Task prompt
Restate each line of the listing exactly, without carrying over any pictures.

======== Dataset section ========

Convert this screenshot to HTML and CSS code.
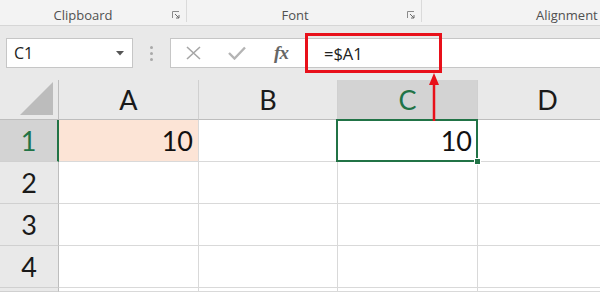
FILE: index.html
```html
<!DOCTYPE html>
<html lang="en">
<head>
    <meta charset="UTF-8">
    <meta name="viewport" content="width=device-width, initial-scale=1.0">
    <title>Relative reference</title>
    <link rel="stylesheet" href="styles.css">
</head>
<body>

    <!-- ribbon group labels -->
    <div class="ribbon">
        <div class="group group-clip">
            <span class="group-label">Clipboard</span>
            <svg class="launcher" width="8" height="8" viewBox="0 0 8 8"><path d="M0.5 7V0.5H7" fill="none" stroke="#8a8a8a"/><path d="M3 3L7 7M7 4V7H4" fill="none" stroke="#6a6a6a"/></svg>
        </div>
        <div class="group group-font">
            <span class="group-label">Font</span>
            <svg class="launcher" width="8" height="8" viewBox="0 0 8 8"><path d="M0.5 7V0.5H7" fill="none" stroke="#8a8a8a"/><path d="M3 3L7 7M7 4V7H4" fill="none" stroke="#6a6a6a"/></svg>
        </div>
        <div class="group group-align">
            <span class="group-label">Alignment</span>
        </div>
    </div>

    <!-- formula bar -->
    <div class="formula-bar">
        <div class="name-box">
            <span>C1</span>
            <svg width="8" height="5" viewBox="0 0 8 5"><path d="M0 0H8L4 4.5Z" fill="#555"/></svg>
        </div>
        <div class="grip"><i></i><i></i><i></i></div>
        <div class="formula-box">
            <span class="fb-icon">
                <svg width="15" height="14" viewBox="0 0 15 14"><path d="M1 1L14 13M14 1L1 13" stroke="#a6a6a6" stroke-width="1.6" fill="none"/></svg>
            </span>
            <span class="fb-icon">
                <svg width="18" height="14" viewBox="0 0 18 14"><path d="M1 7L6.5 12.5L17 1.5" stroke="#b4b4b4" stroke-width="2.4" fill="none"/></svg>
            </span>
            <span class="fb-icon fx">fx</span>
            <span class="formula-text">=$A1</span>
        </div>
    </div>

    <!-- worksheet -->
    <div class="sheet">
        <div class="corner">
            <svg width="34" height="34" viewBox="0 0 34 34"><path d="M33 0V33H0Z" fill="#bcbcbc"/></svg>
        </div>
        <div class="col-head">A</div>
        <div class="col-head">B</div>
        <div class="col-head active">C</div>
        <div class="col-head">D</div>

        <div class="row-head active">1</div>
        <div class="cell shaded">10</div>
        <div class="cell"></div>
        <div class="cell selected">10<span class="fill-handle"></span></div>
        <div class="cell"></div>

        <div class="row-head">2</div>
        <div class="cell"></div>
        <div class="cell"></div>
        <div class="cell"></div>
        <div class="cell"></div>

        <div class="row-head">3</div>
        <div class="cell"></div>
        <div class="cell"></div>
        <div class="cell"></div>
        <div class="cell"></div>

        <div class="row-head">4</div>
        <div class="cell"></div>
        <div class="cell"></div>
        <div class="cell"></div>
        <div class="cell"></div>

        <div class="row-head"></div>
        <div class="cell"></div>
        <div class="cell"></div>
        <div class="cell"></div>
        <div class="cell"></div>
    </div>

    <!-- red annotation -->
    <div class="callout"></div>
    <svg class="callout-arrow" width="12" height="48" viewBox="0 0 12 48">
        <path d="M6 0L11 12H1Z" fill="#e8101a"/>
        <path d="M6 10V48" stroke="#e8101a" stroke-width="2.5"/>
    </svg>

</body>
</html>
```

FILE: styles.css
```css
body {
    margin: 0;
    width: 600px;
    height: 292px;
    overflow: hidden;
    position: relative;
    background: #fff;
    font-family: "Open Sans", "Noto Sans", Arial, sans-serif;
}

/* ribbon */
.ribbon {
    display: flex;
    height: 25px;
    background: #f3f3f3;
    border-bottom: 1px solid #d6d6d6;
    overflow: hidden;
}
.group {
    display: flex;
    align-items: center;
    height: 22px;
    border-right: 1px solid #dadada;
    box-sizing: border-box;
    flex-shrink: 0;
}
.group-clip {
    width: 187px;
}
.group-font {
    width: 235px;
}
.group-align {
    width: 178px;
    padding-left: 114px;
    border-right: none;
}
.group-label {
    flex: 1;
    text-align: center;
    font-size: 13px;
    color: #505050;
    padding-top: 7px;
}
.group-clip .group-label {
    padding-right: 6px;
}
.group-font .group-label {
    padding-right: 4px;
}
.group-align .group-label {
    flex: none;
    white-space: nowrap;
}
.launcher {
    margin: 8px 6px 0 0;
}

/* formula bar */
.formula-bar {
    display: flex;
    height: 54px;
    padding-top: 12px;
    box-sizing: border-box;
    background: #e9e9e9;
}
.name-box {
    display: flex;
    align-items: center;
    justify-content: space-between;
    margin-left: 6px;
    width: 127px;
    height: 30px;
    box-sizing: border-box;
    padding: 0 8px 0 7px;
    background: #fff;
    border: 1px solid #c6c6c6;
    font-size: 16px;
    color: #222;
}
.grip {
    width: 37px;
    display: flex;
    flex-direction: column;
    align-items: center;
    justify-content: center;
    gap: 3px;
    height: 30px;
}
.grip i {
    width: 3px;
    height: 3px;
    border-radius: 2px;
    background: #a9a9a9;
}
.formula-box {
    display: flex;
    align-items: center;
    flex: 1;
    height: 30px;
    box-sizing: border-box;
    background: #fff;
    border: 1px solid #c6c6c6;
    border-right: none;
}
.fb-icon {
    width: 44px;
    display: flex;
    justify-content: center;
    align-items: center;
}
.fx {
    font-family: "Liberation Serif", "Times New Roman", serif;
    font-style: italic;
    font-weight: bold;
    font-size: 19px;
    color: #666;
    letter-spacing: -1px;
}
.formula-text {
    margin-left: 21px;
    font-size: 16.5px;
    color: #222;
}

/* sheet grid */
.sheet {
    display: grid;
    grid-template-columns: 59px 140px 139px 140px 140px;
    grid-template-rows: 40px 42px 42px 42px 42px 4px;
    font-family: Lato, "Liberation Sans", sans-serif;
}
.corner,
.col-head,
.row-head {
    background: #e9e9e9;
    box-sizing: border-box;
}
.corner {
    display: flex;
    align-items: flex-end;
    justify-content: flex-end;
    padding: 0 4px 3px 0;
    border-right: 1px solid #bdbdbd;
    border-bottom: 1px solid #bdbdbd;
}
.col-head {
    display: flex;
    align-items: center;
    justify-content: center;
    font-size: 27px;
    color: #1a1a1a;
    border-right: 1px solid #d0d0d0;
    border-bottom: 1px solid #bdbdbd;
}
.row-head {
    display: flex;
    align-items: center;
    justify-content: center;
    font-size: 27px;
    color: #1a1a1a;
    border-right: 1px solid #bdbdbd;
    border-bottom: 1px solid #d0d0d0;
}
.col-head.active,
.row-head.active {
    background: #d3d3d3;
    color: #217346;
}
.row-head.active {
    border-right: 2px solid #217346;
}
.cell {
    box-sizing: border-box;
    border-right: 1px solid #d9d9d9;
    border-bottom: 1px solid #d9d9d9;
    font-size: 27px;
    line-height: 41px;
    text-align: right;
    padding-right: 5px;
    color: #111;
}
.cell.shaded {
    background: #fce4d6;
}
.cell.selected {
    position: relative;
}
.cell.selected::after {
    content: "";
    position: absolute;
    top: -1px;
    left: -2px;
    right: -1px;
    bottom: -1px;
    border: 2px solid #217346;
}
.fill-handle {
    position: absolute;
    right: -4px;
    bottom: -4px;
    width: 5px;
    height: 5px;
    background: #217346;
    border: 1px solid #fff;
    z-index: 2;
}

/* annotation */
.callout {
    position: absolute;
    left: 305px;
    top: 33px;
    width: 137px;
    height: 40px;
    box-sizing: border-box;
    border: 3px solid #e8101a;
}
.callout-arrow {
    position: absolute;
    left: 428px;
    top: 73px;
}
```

========

Result for this exercise
Convert this screenshot to HTML and CSS code.
FILE: index.html
```html
<!DOCTYPE html>
<html lang="en">
<head>
    <meta charset="UTF-8">
    <meta name="viewport" content="width=device-width, initial-scale=1.0">
    <title>Relative reference</title>
    <link rel="stylesheet" href="styles.css">
</head>
<body>

    <!-- ribbon group labels -->
    <div class="ribbon">
        <div class="group group-clip">
            <span class="group-label">Clipboard</span>
            <svg class="launcher" width="8" height="8" viewBox="0 0 8 8"><path d="M0.5 7V0.5H7" fill="none" stroke="#8a8a8a"/><path d="M3 3L7 7M7 4V7H4" fill="none" stroke="#6a6a6a"/></svg>
        </div>
        <div class="group group-font">
            <span class="group-label">Font</span>
            <svg class="launcher" width="8" height="8" viewBox="0 0 8 8"><path d="M0.5 7V0.5H7" fill="none" stroke="#8a8a8a"/><path d="M3 3L7 7M7 4V7H4" fill="none" stroke="#6a6a6a"/></svg>
        </div>
        <div class="group group-align">
            <span class="group-label">Alignment</span>
        </div>
    </div>

    <!-- formula bar -->
    <div class="formula-bar">
        <div class="name-box">
            <span>C1</span>
            <svg width="8" height="5" viewBox="0 0 8 5"><path d="M0 0H8L4 4.5Z" fill="#555"/></svg>
        </div>
        <div class="grip"><i></i><i></i><i></i></div>
        <div class="formula-box">
            <span class="fb-icon">
                <svg width="15" height="14" viewBox="0 0 15 14"><path d="M1 1L14 13M14 1L1 13" stroke="#a6a6a6" stroke-width="1.6" fill="none"/></svg>
            </span>
            <span class="fb-icon">
                <svg width="18" height="14" viewBox="0 0 18 14"><path d="M1 7L6.5 12.5L17 1.5" stroke="#b4b4b4" stroke-width="2.4" fill="none"/></svg>
            </span>
            <span class="fb-icon fx">fx</span>
            <span class="formula-text">=$A1</span>
        </div>
    </div>

    <!-- worksheet -->
    <div class="sheet">
        <div class="corner">
            <svg width="34" height="34" viewBox="0 0 34 34"><path d="M33 0V33H0Z" fill="#bcbcbc"/></svg>
        </div>
        <div class="col-head">A</div>
        <div class="col-head">B</div>
        <div class="col-head active">C</div>
        <div class="col-head">D</div>

        <div class="row-head active">1</div>
        <div class="cell shaded">10</div>
        <div class="cell"></div>
        <div class="cell selected">10<span class="fill-handle"></span></div>
        <div class="cell"></div>

        <div class="row-head">2</div>
        <div class="cell"></div>
        <div class="cell"></div>
        <div class="cell"></div>
        <div class="cell"></div>

        <div class="row-head">3</div>
        <div class="cell"></div>
        <div class="cell"></div>
        <div class="cell"></div>
        <div class="cell"></div>

        <div class="row-head">4</div>
        <div class="cell"></div>
        <div class="cell"></div>
        <div class="cell"></div>
        <div class="cell"></div>

        <div class="row-head"></div>
        <div class="cell"></div>
        <div class="cell"></div>
        <div class="cell"></div>
        <div class="cell"></div>
    </div>

    <!-- red annotation -->
    <div class="callout"></div>
    <svg class="callout-arrow" width="12" height="48" viewBox="0 0 12 48">
        <path d="M6 0L11 12H1Z" fill="#e8101a"/>
        <path d="M6 10V48" stroke="#e8101a" stroke-width="2.5"/>
    </svg>

</body>
</html>
```

FILE: styles.css
```css
body {
    margin: 0;
    width: 600px;
    height: 292px;
    overflow: hidden;
    position: relative;
    background: #fff;
    font-family: "Open Sans", "Noto Sans", Arial, sans-serif;
}

/* ribbon */
.ribbon {
    display: flex;
    height: 25px;
    background: #f3f3f3;
    border-bottom: 1px solid #d6d6d6;
    overflow: hidden;
}
.group {
    display: flex;
    align-items: center;
    height: 22px;
    border-right: 1px solid #dadada;
    box-sizing: border-box;
    flex-shrink: 0;
}
.group-clip {
    width: 187px;
}
.group-font {
    width: 235px;
}
.group-align {
    width: 178px;
    padding-left: 114px;
    border-right: none;
}
.group-label {
    flex: 1;
    text-align: center;
    font-size: 13px;
    color: #505050;
    padding-top: 7px;
}
.group-clip .group-label {
    padding-right: 6px;
}
.group-font .group-label {
    padding-right: 4px;
}
.group-align .group-label {
    flex: none;
    white-space: nowrap;
}
.launcher {
    margin: 8px 6px 0 0;
}

/* formula bar */
.formula-bar {
    display: flex;
    height: 54px;
    padding-top: 12px;
    box-sizing: border-box;
    background: #e9e9e9;
}
.name-box {
    display: flex;
    align-items: center;
    justify-content: space-between;
    margin-left: 6px;
    width: 127px;
    height: 30px;
    box-sizing: border-box;
    padding: 0 8px 0 7px;
    background: #fff;
    border: 1px solid #c6c6c6;
    font-size: 16px;
    color: #222;
}
.grip {
    width: 37px;
    display: flex;
    flex-direction: column;
    align-items: center;
    justify-content: center;
    gap: 3px;
    height: 30px;
}
.grip i {
    width: 3px;
    height: 3px;
    border-radius: 2px;
    background: #a9a9a9;
}
.formula-box {
    display: flex;
    align-items: center;
    flex: 1;
    height: 30px;
    box-sizing: border-box;
    background: #fff;
    border: 1px solid #c6c6c6;
    border-right: none;
}
.fb-icon {
    width: 44px;
    display: flex;
    justify-content: center;
    align-items: center;
}
.fx {
    font-family: "Liberation Serif", "Times New Roman", serif;
    font-style: italic;
    font-weight: bold;
    font-size: 19px;
    color: #666;
    letter-spacing: -1px;
}
.formula-text {
    margin-left: 21px;
    font-size: 16.5px;
    color: #222;
}

/* sheet grid */
.sheet {
    display: grid;
    grid-template-columns: 59px 140px 139px 140px 140px;
    grid-template-rows: 40px 42px 42px 42px 42px 4px;
    font-family: Lato, "Liberation Sans", sans-serif;
}
.corner,
.col-head,
.row-head {
    background: #e9e9e9;
    box-sizing: border-box;
}
.corner {
    display: flex;
    align-items: flex-end;
    justify-content: flex-end;
    padding: 0 4px 3px 0;
    border-right: 1px solid #bdbdbd;
    border-bottom: 1px solid #bdbdbd;
}
.col-head {
    display: flex;
    align-items: center;
    justify-content: center;
    font-size: 27px;
    color: #1a1a1a;
    border-right: 1px solid #d0d0d0;
    border-bottom: 1px solid #bdbdbd;
}
.row-head {
    display: flex;
    align-items: center;
    justify-content: center;
    font-size: 27px;
    color: #1a1a1a;
    border-right: 1px solid #bdbdbd;
    border-bottom: 1px solid #d0d0d0;
}
.col-head.active,
.row-head.active {
    background: #d3d3d3;
    color: #217346;
}
.row-head.active {
    border-right: 2px solid #217346;
}
.cell {
    box-sizing: border-box;
    border-right: 1px solid #d9d9d9;
    border-bottom: 1px solid #d9d9d9;
    font-size: 27px;
    line-height: 41px;
    text-align: right;
    padding-right: 5px;
    color: #111;
}
.cell.shaded {
    background: #fce4d6;
}
.cell.selected {
    position: relative;
}
.cell.selected::after {
    content: "";
    position: absolute;
    top: -1px;
    left: -2px;
    right: -1px;
    bottom: -1px;
    border: 2px solid #217346;
}
.fill-handle {
    position: absolute;
    right: -4px;
    bottom: -4px;
    width: 5px;
    height: 5px;
    background: #217346;
    border: 1px solid #fff;
    z-index: 2;
}

/* annotation */
.callout {
    position: absolute;
    left: 305px;
    top: 33px;
    width: 137px;
    height: 40px;
    box-sizing: border-box;
    border: 3px solid #e8101a;
}
.callout-arrow {
    position: absolute;
    left: 428px;
    top: 73px;
}
```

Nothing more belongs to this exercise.